Imran Siddiqui, senior field conservationist at the Centre for Wildlife Studies (CWS), said high site fecundity exacerbates human-tiger conflicts. The growing tiger population, driven by successful breeding, results in more tigers competing for limited space and prey.

“This forces them into human-dominated areas, increasing attacks. For instance, 150 of 173 wildlife-related deaths in Chandrapur between 2021 and May 2025 were due to tigers, with 53 fatalities in 2022 alone,” he added.

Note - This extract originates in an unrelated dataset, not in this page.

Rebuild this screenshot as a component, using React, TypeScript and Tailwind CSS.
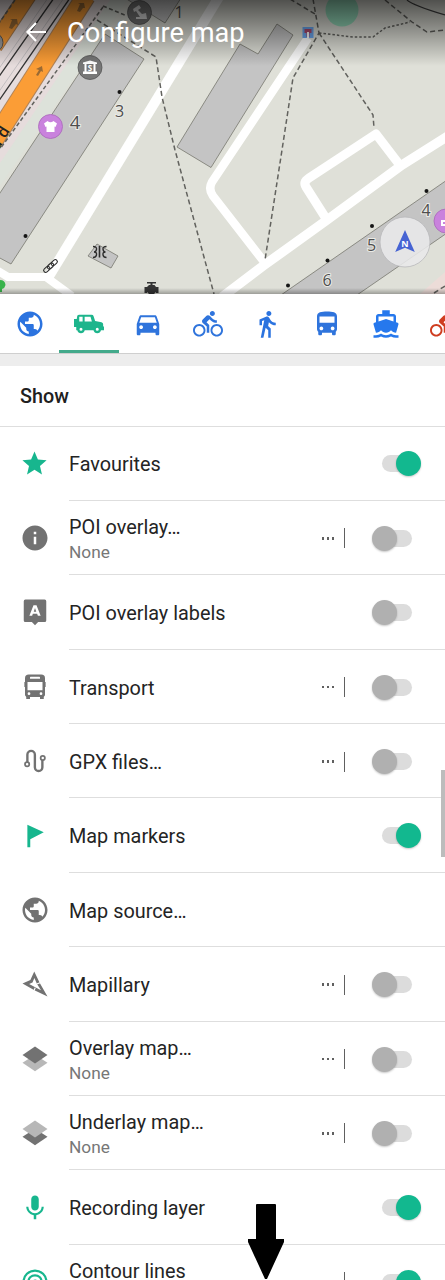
import React from "react";
import {
  MdDirectionsBike,
  MdDirectionsBoat,
  MdDirectionsBus,
  MdDirectionsCar,
  MdDirectionsWalk,
  MdInfo,
  MdMic,
  MdPublic,
  MdStar,
} from "react-icons/md";

function MapView() {
  return (
    <svg width="445" height="294" viewBox="0 0 445 294" className="block" fontFamily="'Open Sans', 'Noto Sans', sans-serif">
      <defs>
        <linearGradient id="shade" x1="0" y1="0" x2="0" y2="1">
          <stop offset="0" stopColor="#000" stopOpacity="0.64" />
          <stop offset="0.5" stopColor="#000" stopOpacity="0.33" />
          <stop offset="1" stopColor="#000" stopOpacity="0" />
        </linearGradient>
        <linearGradient id="edge" x1="0" y1="0" x2="0" y2="1">
          <stop offset="0" stopColor="#000" stopOpacity="0" />
          <stop offset="1" stopColor="#000" stopOpacity="0.3" />
        </linearGradient>
      </defs>
      <rect width="445" height="294" fill="#dfe0d8" />
      <path d="M0 0H127L0 186Z" fill="#dde2da" />
      <path d="M0 0H110L0 163Z" fill="#e6dcdc" />
      <path d="M420 294L445 272V294Z" fill="#ecdcd8" />

      <g fill="none">
        <path d="M28 -5L-6 46" stroke="#a87a4c" strokeWidth="18" />
        <path d="M28 -5L-6 46" stroke="#f79a35" strokeWidth="16" />
        <path d="M86 -4L-8 143" stroke="#b08358" strokeWidth="20" />
        <path d="M86 -4L-8 143" stroke="#fb9d36" strokeWidth="18" />
        <path d="M54 -2L-2 78M70 -2L-2 102" stroke="#353535" strokeWidth="1.4" />
        <path d="M48 -2L-2 70M64 -2L-2 93" stroke="#c2bec0" strokeWidth="1" />
      </g>
      <g fill="#9a6a34">
        <path d="M9 28L12 20L10 19L17 19L18 25L16 24L12 29Z" />
        <path d="M77 11L80 4L78 3L84 3L85 8L83 8L80 12Z" />
        <path d="M36 75L39 70L36 69L42 66L43 72L41 71L38 76Z" />
      </g>
      <text transform="translate(5 139) rotate(-58)" fontSize="16" fontWeight="600" fill="#222">d</text>
      <text transform="translate(-2 151) rotate(-58)" fontSize="16" fontWeight="600" fill="#222">a</text>

      <g fill="#c4c4c4" stroke="#77776f" strokeWidth="0.8">
        <path d="M105 34L144 59L11 264L-2 257V196Z" />
        <path d="M125 -2L165 23L181 -2Z" />
        <path d="M277 24L293 35L211 167.500L177 147L240 44L258 54Z" />
        <path d="M97 244L118 256L111 268L88 256Z" />
        <path d="M281 295L447 180V233L357 295Z" />
      </g>

      <g fill="none" stroke="#fff" strokeLinejoin="round">
        <path d="M222 -8L48 278" strokeWidth="10" />
        <path d="M-2 271L8 277H46L72 296" strokeWidth="8" />
        <path d="M308 38L212 182Q208 189 213 196L265 263" strokeWidth="8.500" />
        <path d="M222 297L263 266L327 220L402 165L448 136" strokeWidth="9.500" />
        <path d="M327 220L306 187Q303 182 309 178L376 134L402 168" strokeWidth="9" />
      </g>

      <g fill="none" stroke="#62625e" strokeWidth="1.5" strokeDasharray="5 3">
        <path d="M103 7L0 149M15 0L0 22M103 6L127 16" strokeDasharray="4 2.500" />
        <path d="M97 20L156 57L162 97L175 150L214 294" />
        <path d="M290 -1L315 14M313 -1L319 33L293 78L282 150L265 260M319 33L373 115L374 128" />
        <path d="M385 0L412 22L427 32L445 30" />
        <path d="M319 33L353 37H373L385 28L410 22" strokeDasharray="2.500 2" />
        <path d="M434 293L445 286" />
      </g>
      <path d="M407 0Q412 5 445 15" fill="none" stroke="#444" strokeWidth="1.2" />

      <g fill="#151515">
        <circle cx="119.500" cy="92" r="2" />
        <circle cx="25.500" cy="236" r="2" />
        <circle cx="426.500" cy="191" r="2" />
        <circle cx="372" cy="226" r="2" />
        <circle cx="327.500" cy="260.500" r="2" />
        <circle cx="288" cy="285.500" r="2" />
      </g>

      <g fill="#4e4e4e" stroke="#ebebe6" strokeWidth="2" paintOrder="stroke" textAnchor="middle" fontSize="16">
        <text x="119.500" y="117">3</text>
        <text x="75" y="129" fontSize="18.500">4</text>
        <text x="179" y="18" stroke="none">1</text>
        <text x="426" y="216">4</text>
        <text x="371.500" y="251">5</text>
        <text x="327" y="286">6</text>
      </g>

      <circle cx="342" cy="10" r="16.500" fill="#96dcbc" />
      <rect x="302.500" y="27" width="11" height="11" fill="#6ba6ef" />
      <path d="M304.500 29H311.500V33H309.500V37H306.500V33H304.500Z" fill="#b04b6e" />
      <path d="M307 32H309V38H307Z" fill="#fff" />

      <circle cx="90" cy="67.500" r="12" fill="#777" stroke="#555" strokeWidth="0.8" />
      <path d="M83 64V62.500L90 60.500L97 62.500V64H95.500V71.500H97V74H83V71.500H84.500V64ZM86.500 64V71.500H93.500V64Z" fill="#fff" fillRule="evenodd" />
      <text x="90" y="71" textAnchor="middle" fontSize="8" fontWeight="700" fill="#fff">S</text>
      <circle cx="139.500" cy="12.500" r="12" fill="#777" stroke="#555" strokeWidth="0.8" />
      <path d="M133 9L139 5L141 8L138 10L142 14L146 13L147 19H136V17H140L136 11L134 12Z" fill="#ddd" />
      <circle cx="-7" cy="42.500" r="10" fill="#999" stroke="#555" />

      <circle cx="50.500" cy="126.500" r="12" fill="#c982dd" stroke="#a868b9" strokeWidth="0.8" />
      <path d="M47.500 121Q50.500 123.500 53.500 121L57 123.500L55.500 127L54.500 126.500V132H46.500V126.500L45.500 127L44 123.500Z" fill="#fff" />
      <circle cx="446" cy="221" r="12" fill="#c982dd" stroke="#a868b9" strokeWidth="0.8" />
      <path d="M441 220H450V226H441ZM443 222V224H445V222Z" fill="#fff" fillRule="evenodd" />

      <g fill="none" stroke="#2c2c2c" strokeWidth="1.300">
        <path d="M99.500 246V257.500" strokeWidth="1.600" />
        <path d="M93 246.500Q97 246.500 96.500 249.500Q96 252 94 252Q97 252 96.500 255Q96 257.500 93 257.500" />
        <path d="M106.500 246.500Q102.500 246.500 103 249.500Q103.500 252 105.500 252Q102.500 252 103 255Q103.500 257.500 106.500 257.500" />
        <g transform="rotate(-42 50.500 266)" strokeWidth="1.1">
          <rect x="42" y="264" width="7" height="4" rx="2" />
          <rect x="47" y="264" width="7" height="4" rx="2" />
          <rect x="52" y="264" width="7" height="4" rx="2" />
        </g>
      </g>
      <path d="M147 282H156V283.500H152.500V285H154.500L156 287H158.500V293H156V292L154 294H149L147 292V293H144.500V287H147L149 285H150.500V283.500H147Z" fill="#333" />
      <path d="M0 280Q5 280 5.500 285Q5 288 2 289V292H0Z" fill="#39b34b" />

      <rect width="445" height="66" fill="url(#shade)" />
      <rect y="288" width="445" height="6" fill="url(#edge)" />

      <circle cx="405" cy="242" r="25" fill="#e9e9ea" fillOpacity="0.87" stroke="#b9b9bb" strokeWidth="0.800" />
      <path d="M405 230L414.800 252L405 247.800L395.200 252Z" fill="#4663d3" />
      <text x="405" y="247" textAnchor="middle" fontSize="9" fontWeight="700" fill="#fff">N</text>
    </svg>
  );
}

function Drawing({ children, className = "" }: { children: React.ReactNode; className?: string }) {
  return (
    <svg viewBox="0 0 24 24" fill="currentColor" className={`size-[30px] ${className}`}>
      {children}
    </svg>
  );
}

const OffroadIcon = () => (
  <Drawing>
    <path
      fillRule="evenodd"
      d="M2.500 6Q2.500 4.500 4 4.500H14Q15.300 4.500 15.600 5.600L16.900 9.600L22 10.500Q23.300 10.800 23.300 12V14H24V17H21.600A3.100 3.100 0 0 1 15.600 17H8.600A3.100 3.100 0 0 1 2.600 17H1.800V14.300H0V8H2.200ZM4.200 6.200V10H6.900V6.200ZM8.500 6.200V10H14.300L13.200 6.200ZM5.600 15A1.200 1.200 0 1 0 5.600 17.400A1.200 1.200 0 1 0 5.600 15ZM18.600 15A1.200 1.200 0 1 0 18.600 17.400A1.200 1.200 0 1 0 18.600 15Z"
    />
  </Drawing>
);

const LabelIcon = () => (
  <Drawing>
    <path fillRule="evenodd" d="M4.300 2H19.700Q21 2 21 3.300V18.700Q21 20 19.700 20H14.500L12 22.500L9.500 20H4.300Q3 20 3 18.700V3.300Q3 2 4.300 2ZM10.800 6.500L7.500 15H9.700L10.300 13.300H13.700L14.300 15H16.500L13.200 6.500ZM12 8.800L13 11.700H11Z" />
  </Drawing>
);

const TransportIcon = () => (
  <Drawing>
    <path
      fillRule="evenodd"
      d="M7 2H17Q20 2 20 5V8H20.500V12H20V18.500L19 20V21.500H16V20H8V21.500H5V20L4 18.500V12H3.500V8H4V5Q4 2 7 2ZM8.500 3.800Q8 3.800 8 4.300V5.300H16V4.300Q16 3.800 15.500 3.800ZM6 8V14.500H18V8ZM7.200 16.200A1.100 1.100 0 1 0 7.200 18.400A1.100 1.100 0 1 0 7.200 16.200ZM16.800 16.200A1.100 1.100 0 1 0 16.800 18.400A1.100 1.100 0 1 0 16.800 16.200Z"
    />
  </Drawing>
);

const GpxIcon = () => (
  <Drawing>
    <g fill="none" stroke="currentColor" strokeWidth="1.900">
      <path d="M5.900 13V6.900A2.900 2.900 0 0 1 11.900 6.900V17A2.900 2.900 0 0 0 17.900 17V10.500" />
      <circle cx="5.700" cy="14.500" r="1.700" fill="#fff" strokeWidth="1.400" />
      <circle cx="18.200" cy="9.500" r="1.700" fill="#fff" strokeWidth="1.400" />
    </g>
  </Drawing>
);

const FlagIcon = () => (
  <Drawing>
    <path d="M5.900 3L19 9L8.200 14.500V21H5.900Z" />
  </Drawing>
);

const MapillaryIcon = () => (
  <Drawing>
    <path fillRule="evenodd" d="M11.400 2L15.700 11L22 22L11.500 17L2 11.500L8.300 8.800ZM11.500 7.200L10 10.700L7.300 11.900L12.200 14.600L16.800 17L13.600 12Z" />
    <path d="M13.400 12L16.500 10.800M10.900 17.800L12.200 15" stroke="#fff" strokeWidth="0.9" />
  </Drawing>
);

const OverlayIcon = () => (
  <Drawing>
    <path d="M12 8.500L22 15L12 21.800L2 15Z" opacity="0.5" />
    <path d="M12 2L22 8.800L12 15.500L2 8.800Z" />
  </Drawing>
);

const UnderlayIcon = () => (
  <Drawing>
    <path d="M12 8.500L22 15L12 21.800L2 15Z" />
    <path d="M12 2L22 8.800L12 15.500L2 8.800Z" fill="#b7b7b7" />
  </Drawing>
);

const ContourIcon = () => (
  <Drawing>
    <g fill="none" stroke="currentColor" strokeWidth="1.800">
      <path d="M2.900 15V11.500A9.100 8.600 0 0 1 21.100 11.500V15" />
      <path d="M6.800 15V11.500A5.200 4.900 0 0 1 17.200 11.500V15" />
      <path d="M10.500 15V12A1.700 1.700 0 0 1 13.700 12V15" />
    </g>
  </Drawing>
);

const material = "size-[30px]";

const tabs: { key: string; icon: React.ReactNode; color: string; active?: boolean }[] = [
  { key: "browse", icon: <MdPublic className={material} />, color: "text-[#2b73df]" },
  { key: "offroad", icon: <OffroadIcon />, color: "text-[#1db58c]", active: true },
  { key: "car", icon: <MdDirectionsCar className={material} />, color: "text-[#2f74dc]" },
  { key: "bike", icon: <MdDirectionsBike className={material} />, color: "text-[#2f74dc]" },
  { key: "walk", icon: <MdDirectionsWalk className={material} />, color: "text-[#2b73df]" },
  { key: "bus", icon: <MdDirectionsBus className={material} />, color: "text-[#2f74dc]" },
  { key: "boat", icon: <MdDirectionsBoat className={material} />, color: "text-[#2678ed]" },
  { key: "cycle", icon: <MdDirectionsBike className={material} />, color: "text-[#cf3d20]" },
];

type Row = { icon: React.ReactNode; title: string; note?: string; more?: boolean; state?: "on" | "off"; green?: boolean };

const rows: Row[] = [
  { icon: <MdStar className="size-[29px]" />, title: "Favourites", state: "on", green: true },
  { icon: <MdInfo className={material} />, title: "POI overlay…", note: "None", more: true, state: "off" },
  { icon: <LabelIcon />, title: "POI overlay labels", state: "off" },
  { icon: <TransportIcon />, title: "Transport", more: true, state: "off" },
  { icon: <GpxIcon />, title: "GPX files…", more: true, state: "off" },
  { icon: <FlagIcon />, title: "Map markers", state: "on", green: true },
  { icon: <MdPublic className={material} />, title: "Map source…" },
  { icon: <MapillaryIcon />, title: "Mapillary", more: true, state: "off" },
  { icon: <OverlayIcon />, title: "Overlay map…", note: "None", more: true, state: "off" },
  { icon: <UnderlayIcon />, title: "Underlay map…", note: "None", more: true, state: "off" },
  { icon: <MdMic className={material} />, title: "Recording layer", state: "on", green: true },
  { icon: <ContourIcon />, title: "Contour lines", note: "None", more: true, state: "on", green: true },
];

function Toggle({ on }: { on: boolean }) {
  return (
    <span className={`flex h-[17px] w-[34px] items-center rounded-full bg-[#dcdcdc] ${on ? "mr-[29px] justify-end" : "mr-[33px] justify-start"}`}>
      <span
        className={`size-[25px] shrink-0 rounded-full shadow-[0_1px_2px_rgba(0,0,0,0.22)] ${on ? "-mr-[5px] bg-[#12b88f]" : "-ml-[6px] bg-[#b0b0b0]"}`}
      />
    </span>
  );
}

function SettingRow({ row }: { row: Row }) {
  return (
    <li className="flex h-[74.4px] shrink-0">
      <span className={`flex w-[69px] shrink-0 items-center justify-center ${row.green ? "text-[#17b68e]" : "text-[#727272]"}`}>
        {row.icon}
      </span>
      <div className="flex grow items-center border-b border-[#dedede] pt-[1.5px]">
        <div className={`flex grow flex-col ${row.note ? "pt-[2px]" : "pt-[3px]"}`}>
          <span className="text-[19.85px] leading-[26px] text-[#242424]">{row.title}</span>
          {row.note && <span className="-mt-px text-[17.3px] leading-[24px] text-[#777]">{row.note}</span>}
        </div>
        {row.more && (
          <span className="mr-[33px] flex items-center">
            <span className="flex gap-[2.500px]">
              <i className="size-[2.500px] bg-[#606060]" />
              <i className="size-[2.500px] bg-[#606060]" />
              <i className="size-[2.500px] bg-[#606060]" />
            </span>
            <i className={`ml-[10px] h-5 w-px bg-[#606060] ${row.state === "on" ? "mr-1" : ""}`} />
          </span>
        )}
        {row.state && <Toggle on={row.state === "on"} />}
      </div>
    </li>
  );
}

export default function App() {
  return (
    <div className="relative flex h-[1280px] w-[445px] flex-col overflow-hidden bg-white font-['Roboto',sans-serif]">
      <section className="relative h-[294px] shrink-0">
        <MapView />
        <header className="absolute inset-x-0 top-0 flex h-[64px] items-center pl-[25px] text-white">
          <svg width="23" height="22" viewBox="0 0 23 22" fill="none" stroke="currentColor" strokeWidth="2.200" className="shrink-0">
            <path d="M21 11H3M11 2L2.500 11L11 20" />
          </svg>
          <h1 className="ml-[19px] pt-[2px] text-[27.2px] leading-[36px] whitespace-nowrap">Configure map</h1>
        </header>
      </section>

      <nav className="h-[60px] shrink-0 overflow-hidden border-b border-[#cfcfcf] bg-white">
        <div className="flex h-full w-[476px]">
          {tabs.map((tab) => (
            <button
              key={tab.key}
              className={`flex w-[59.4px] shrink-0 items-center justify-center border-b-[3px] pt-[3px] ${tab.color} ${tab.active ? "border-[#43aa8b]" : "border-transparent"}`}
            >
              {tab.icon}
            </button>
          ))}
        </div>
      </nav>
      <div className="h-[12px] shrink-0 bg-[#ededed]" />

      <h2 className="flex h-[60.5px] shrink-0 items-center border-b border-[#dedede] pt-[2px] pl-5 text-[19.8px] font-medium text-[#202020]">Show</h2>
      <ul className="flex flex-col">
        {rows.map((row) => (
          <SettingRow key={row.title} row={row} />
        ))}
      </ul>

      <span className="absolute top-[770px] right-0 h-[87px] w-[4px] bg-[#bcbcbc]" />
      <svg width="36" height="76" viewBox="0 0 36 76" className="absolute top-[1204px] left-[248px]">
        <path d="M9 0H27Q28 0 28 1V35H36V38L19 75H17L0 38V35H8V1Q8 0 9 0Z" fill="#000" />
      </svg>
    </div>
  );
}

Citing an example of tiger attacks in the Chandrapur forest area, he said in 2006, the tigers were reported to be about 30-40. This figure has now increased to more than 250. “These attacks can be attributed to behavioural adaption, overcrowding, habitat loss and human activity,” he explained.

Leading tiger expert K Ullas Karanth said such changes can be termed ‘behavioural’ and not evolutionary. “For the welfare of tigers and humans at a wider scale, tigers should be afraid of human beings on foot. But that has changed,” he said.

According to Karanth, “saving” every tiger, “rescuing cubs, injured or old tigers” and “tranquillising and caring” for tigers which have preyed on humans instead of swiftly killing these individuals are utterly counter-productive to the rational management of the species. The wholesale conflation of “animal welfare” with “wildlife species conservation” by the public, so-called animal lovers and even wildlife managers is what needs to change, he said.

Such care has changed the perception of tigers towards humans.

Siddiqui said the rise in attacks reflects short-term behavioural adjustments to environmental and social factors. Habitats should not be augmented with water or prey for tiger conservation, he added.